» Data items:
** START **
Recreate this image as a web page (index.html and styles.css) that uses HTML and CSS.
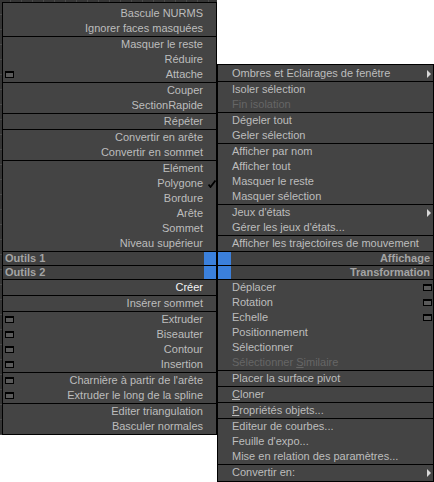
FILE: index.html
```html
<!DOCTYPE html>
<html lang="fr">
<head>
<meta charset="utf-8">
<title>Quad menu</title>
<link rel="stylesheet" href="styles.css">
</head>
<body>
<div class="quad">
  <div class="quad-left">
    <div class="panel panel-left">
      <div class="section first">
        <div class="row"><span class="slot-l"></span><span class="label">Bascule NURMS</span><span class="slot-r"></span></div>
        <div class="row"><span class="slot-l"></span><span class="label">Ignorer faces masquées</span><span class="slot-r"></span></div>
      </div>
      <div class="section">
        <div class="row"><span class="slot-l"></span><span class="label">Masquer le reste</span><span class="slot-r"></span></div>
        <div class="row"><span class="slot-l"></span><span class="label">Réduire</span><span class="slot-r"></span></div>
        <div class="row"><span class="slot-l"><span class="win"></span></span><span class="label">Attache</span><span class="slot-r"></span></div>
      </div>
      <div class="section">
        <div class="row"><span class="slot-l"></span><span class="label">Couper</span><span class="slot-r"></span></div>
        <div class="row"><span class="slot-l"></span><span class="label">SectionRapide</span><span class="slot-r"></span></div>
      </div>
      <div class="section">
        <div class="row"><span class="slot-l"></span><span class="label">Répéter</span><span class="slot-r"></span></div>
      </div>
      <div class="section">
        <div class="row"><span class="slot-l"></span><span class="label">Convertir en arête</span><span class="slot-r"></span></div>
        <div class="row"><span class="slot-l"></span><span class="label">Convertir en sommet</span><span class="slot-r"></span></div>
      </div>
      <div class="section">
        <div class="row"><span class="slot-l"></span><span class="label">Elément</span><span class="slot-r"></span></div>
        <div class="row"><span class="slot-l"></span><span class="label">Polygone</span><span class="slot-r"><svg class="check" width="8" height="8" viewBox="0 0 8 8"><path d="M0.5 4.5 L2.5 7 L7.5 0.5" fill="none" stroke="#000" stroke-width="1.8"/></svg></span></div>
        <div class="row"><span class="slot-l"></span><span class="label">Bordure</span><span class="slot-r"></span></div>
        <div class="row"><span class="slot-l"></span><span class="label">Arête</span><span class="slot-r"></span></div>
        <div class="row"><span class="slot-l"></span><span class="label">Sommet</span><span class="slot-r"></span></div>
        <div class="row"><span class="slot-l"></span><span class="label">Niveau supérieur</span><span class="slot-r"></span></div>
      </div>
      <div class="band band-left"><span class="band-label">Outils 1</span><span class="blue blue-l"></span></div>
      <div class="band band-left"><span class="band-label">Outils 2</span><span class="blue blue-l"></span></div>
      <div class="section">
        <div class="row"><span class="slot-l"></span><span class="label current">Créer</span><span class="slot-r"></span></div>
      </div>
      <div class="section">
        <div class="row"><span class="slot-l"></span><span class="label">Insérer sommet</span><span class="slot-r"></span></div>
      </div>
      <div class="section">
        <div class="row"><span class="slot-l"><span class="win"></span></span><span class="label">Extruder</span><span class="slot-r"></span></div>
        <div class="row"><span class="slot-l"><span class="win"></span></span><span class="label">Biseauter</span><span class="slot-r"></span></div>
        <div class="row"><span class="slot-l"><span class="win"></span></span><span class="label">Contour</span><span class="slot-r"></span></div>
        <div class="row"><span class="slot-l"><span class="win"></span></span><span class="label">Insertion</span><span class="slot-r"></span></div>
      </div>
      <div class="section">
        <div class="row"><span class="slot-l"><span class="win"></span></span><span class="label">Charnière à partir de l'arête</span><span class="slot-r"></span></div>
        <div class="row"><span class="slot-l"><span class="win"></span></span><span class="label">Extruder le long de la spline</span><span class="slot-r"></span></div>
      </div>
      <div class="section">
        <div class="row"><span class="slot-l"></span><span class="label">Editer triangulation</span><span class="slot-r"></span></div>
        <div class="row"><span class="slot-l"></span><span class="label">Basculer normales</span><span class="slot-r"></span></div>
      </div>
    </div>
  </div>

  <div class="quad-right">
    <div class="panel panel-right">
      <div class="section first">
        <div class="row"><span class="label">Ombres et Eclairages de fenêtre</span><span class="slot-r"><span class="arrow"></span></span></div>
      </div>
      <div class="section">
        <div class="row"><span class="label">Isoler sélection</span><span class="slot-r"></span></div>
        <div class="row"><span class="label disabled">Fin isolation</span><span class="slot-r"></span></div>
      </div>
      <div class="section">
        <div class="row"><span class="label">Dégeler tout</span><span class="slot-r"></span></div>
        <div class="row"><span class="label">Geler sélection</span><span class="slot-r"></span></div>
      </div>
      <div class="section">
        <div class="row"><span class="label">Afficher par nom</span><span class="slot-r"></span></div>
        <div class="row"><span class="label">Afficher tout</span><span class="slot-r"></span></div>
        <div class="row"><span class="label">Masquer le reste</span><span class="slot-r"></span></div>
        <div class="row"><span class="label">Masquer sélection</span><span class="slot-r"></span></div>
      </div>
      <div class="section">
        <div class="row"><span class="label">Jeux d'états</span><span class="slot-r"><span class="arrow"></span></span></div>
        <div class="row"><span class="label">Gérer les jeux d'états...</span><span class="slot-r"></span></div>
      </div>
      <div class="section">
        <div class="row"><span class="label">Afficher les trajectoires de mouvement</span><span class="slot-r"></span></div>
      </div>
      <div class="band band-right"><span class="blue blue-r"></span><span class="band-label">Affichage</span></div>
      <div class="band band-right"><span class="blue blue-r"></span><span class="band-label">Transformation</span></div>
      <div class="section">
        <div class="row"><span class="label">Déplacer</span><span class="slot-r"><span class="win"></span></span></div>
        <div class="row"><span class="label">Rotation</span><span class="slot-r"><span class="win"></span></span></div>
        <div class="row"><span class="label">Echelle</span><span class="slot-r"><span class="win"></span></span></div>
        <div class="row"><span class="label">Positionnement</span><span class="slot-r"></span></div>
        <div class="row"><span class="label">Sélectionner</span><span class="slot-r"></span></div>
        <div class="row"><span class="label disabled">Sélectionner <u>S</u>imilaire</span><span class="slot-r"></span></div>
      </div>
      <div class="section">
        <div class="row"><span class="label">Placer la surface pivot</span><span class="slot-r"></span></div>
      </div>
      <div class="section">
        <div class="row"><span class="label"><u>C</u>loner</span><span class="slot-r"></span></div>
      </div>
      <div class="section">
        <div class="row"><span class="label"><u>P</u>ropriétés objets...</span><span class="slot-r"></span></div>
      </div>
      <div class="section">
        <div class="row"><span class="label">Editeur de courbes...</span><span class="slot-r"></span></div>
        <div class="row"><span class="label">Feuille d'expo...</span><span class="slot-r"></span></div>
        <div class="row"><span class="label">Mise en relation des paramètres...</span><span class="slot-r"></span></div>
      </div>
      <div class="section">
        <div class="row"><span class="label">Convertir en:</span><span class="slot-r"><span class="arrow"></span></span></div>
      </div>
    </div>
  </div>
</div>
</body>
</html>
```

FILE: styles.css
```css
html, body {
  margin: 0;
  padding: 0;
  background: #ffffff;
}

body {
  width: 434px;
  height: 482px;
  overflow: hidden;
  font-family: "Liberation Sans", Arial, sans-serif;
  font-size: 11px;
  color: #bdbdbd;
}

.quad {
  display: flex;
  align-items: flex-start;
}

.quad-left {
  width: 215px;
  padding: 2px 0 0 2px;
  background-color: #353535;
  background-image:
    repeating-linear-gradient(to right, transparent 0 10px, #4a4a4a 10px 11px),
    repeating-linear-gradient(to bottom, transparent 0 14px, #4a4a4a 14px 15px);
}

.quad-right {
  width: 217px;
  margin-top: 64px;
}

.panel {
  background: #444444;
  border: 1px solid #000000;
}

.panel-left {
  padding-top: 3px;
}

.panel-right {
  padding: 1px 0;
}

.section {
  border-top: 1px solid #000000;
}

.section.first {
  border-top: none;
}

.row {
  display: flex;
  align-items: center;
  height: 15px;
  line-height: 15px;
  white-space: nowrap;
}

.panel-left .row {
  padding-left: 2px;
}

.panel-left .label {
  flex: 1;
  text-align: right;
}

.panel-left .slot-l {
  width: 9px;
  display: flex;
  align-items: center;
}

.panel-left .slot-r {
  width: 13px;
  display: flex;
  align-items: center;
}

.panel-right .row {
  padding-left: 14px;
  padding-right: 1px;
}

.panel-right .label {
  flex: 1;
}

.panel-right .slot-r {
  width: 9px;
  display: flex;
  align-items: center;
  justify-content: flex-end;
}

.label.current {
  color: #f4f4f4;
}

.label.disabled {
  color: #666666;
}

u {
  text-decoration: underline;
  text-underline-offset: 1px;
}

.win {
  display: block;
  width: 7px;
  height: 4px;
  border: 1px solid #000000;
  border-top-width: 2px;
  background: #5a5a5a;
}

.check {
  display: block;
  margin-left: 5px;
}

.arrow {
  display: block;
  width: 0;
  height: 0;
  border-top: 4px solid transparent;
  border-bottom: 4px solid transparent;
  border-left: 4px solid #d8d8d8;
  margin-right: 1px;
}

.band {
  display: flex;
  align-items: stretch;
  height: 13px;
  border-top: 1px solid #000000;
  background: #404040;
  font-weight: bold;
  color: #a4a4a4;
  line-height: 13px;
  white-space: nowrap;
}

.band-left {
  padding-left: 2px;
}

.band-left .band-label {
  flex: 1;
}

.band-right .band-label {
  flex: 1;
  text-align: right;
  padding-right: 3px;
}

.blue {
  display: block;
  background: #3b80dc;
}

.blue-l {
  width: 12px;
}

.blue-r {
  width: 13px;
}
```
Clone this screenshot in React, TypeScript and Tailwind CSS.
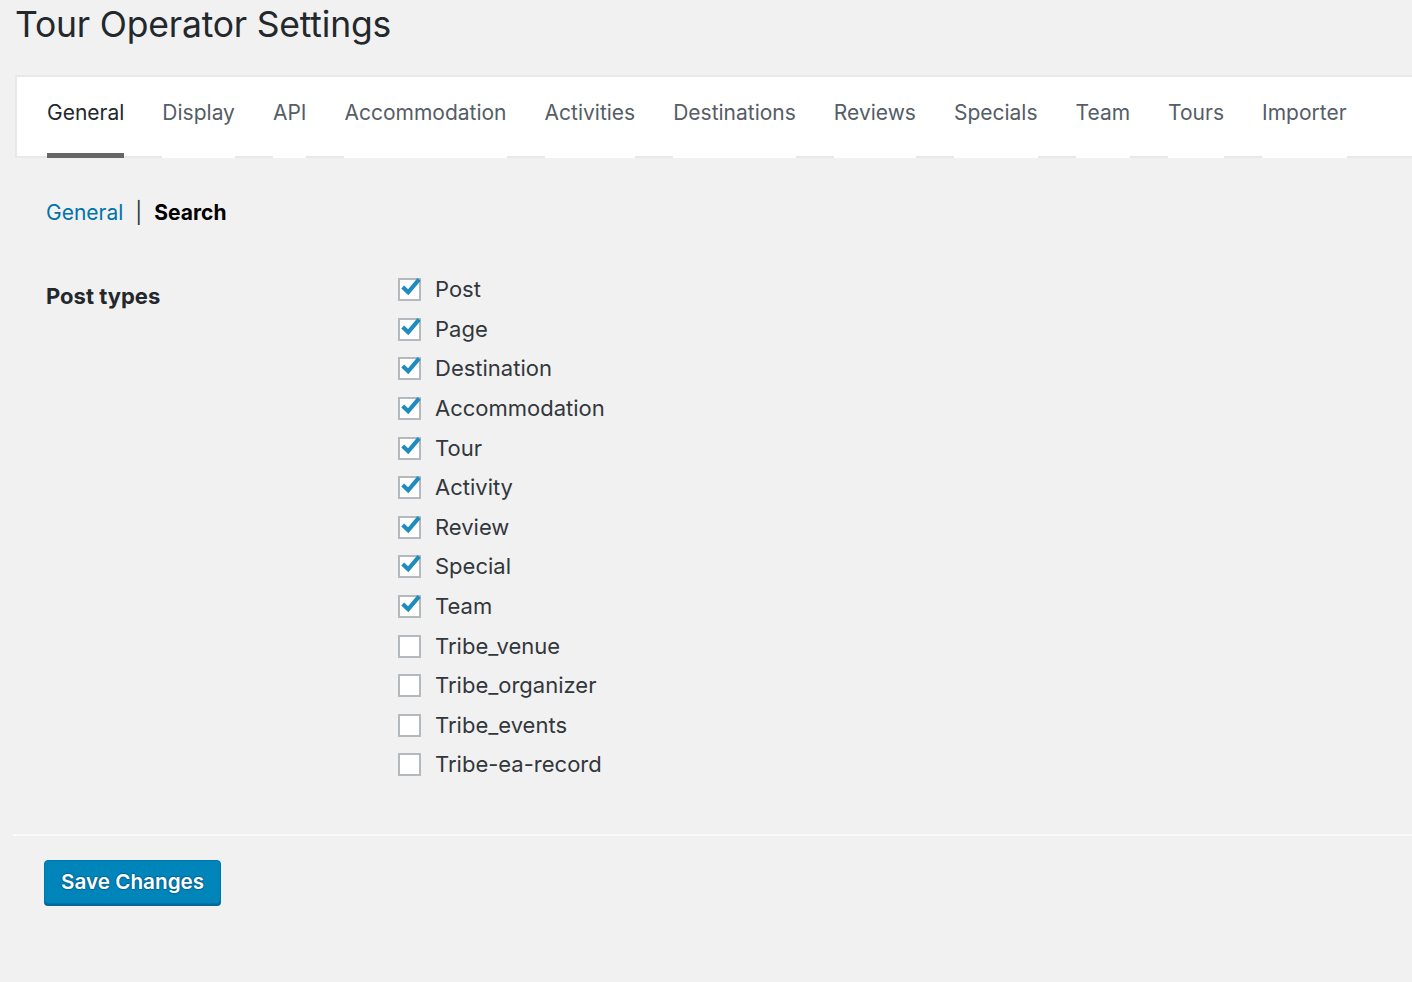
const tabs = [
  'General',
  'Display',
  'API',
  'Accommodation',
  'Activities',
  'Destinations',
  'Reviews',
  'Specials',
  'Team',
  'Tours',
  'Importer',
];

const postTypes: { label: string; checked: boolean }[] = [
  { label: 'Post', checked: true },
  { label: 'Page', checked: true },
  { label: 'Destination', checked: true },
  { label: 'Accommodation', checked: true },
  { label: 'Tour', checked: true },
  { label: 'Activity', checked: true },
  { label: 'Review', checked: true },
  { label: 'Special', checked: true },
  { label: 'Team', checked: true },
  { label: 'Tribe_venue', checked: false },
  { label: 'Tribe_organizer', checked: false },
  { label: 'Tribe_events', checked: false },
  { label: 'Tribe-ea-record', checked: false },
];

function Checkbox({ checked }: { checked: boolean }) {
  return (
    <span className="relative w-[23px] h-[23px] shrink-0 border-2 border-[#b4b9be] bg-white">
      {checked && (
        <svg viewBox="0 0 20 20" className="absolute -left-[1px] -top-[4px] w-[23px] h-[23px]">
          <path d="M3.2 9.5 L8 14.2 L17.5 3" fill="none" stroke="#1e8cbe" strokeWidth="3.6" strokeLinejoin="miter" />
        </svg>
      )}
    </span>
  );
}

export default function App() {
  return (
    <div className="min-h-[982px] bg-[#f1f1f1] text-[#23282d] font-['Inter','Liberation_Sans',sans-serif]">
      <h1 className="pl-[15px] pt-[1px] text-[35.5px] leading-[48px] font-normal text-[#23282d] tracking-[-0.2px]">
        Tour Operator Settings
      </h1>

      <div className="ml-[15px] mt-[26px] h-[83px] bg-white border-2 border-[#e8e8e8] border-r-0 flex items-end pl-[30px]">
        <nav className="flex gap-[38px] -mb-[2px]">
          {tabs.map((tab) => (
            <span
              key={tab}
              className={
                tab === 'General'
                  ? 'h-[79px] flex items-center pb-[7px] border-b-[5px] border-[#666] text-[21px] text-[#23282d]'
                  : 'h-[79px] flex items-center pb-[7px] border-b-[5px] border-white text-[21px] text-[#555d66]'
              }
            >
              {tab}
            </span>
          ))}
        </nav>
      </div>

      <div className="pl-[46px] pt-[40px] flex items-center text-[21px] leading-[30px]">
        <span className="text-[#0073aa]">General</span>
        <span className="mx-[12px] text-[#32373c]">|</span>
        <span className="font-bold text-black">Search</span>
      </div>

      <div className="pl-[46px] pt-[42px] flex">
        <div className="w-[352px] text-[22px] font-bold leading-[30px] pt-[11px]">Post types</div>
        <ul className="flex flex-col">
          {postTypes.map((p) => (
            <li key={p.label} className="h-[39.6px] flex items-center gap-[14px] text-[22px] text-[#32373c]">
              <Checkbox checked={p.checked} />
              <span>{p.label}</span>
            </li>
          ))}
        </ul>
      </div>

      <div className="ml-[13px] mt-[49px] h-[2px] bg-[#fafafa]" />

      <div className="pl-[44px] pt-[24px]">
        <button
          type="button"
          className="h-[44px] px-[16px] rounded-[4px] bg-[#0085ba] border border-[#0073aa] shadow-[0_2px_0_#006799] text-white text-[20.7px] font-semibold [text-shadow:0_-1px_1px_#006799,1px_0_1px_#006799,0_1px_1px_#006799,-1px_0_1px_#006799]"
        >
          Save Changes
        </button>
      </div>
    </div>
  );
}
** END **
» WHAT TO DO: Show every line from the entries above in which "image" appears.

» RESPONSE:
Recreate this image as a web page (index.html and styles.css) that uses HTML and CSS.
  background-image:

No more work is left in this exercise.